According to Yahoo News, this is the first time we see what happened from “her perspective as a white state trooper draws his stun gun and points it at close range while ordering her out of her car.”
In the 39-second clip, which was revealed by the non profit Investigative Network, starts off with Trooper Brian Encinia pulling open Bland’s door as she began to record the incident with her cell phone.
He yells at her, “Get out of the car! I will light you up. Get out!”
Later with his stun gun still aimed at her, Bland gets out of the car with her phone still aimed on him. He tells her to get off the phone.
“I’m not on the phone. I have a right to record. This is my property,” the 28-year-old replies.
Seconds later, the video stops as she puts her phone down.
As the New York Times pointed out, while authorities released dash cam video of Bland’s arrest three days after her death, Cannon Lambert, the Bland family attorney, said this is the first time they have seen this tape.
“What the video shows is that Encinia had no reason to be in fear of his safety,” Mr.
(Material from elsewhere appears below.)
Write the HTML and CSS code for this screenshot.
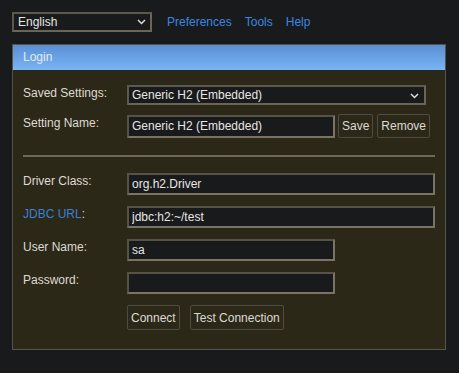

Lambert recently told the Times.
“The video shows that he wasn’t in fear of his safety. You could see that it was a cellphone, he was looking right at it.”
The family is now calling for a new investigation into Bland’s death and arrest, especially if the prosecution knew about this video. Remember, Encino claimed that he feared for his life and wanted Bland to get out of the car because he wanted to conduct a safer search.
“So if the video showed that he had no basis of being in fear of his safety, and he lied about that, then you would think they would be using that video,” Lambert said, calling prosecutors’ decision not pursue the case “extremely troubling.”
Encina, who plead not guilty to lying, was later fired and indicted for perjury by a grand jury, but that charge was thrown out after he promised to never work in law enforcement again. He faced no other criminal charges.
Meanwhile, Katherine Cesinger, a spokeswoman for the Department of Public Safety, said “the existence of the cellphone video was known to all parties.”
As we previously reported, Bland was found dead hanging in her Waller County jail cell after being arrested for failure to signal a turn. The coroner ruled her death a suicide.
The Bland family was awarded nearly $2 million in settlements after suing the state of Texas and the Waller County Jail.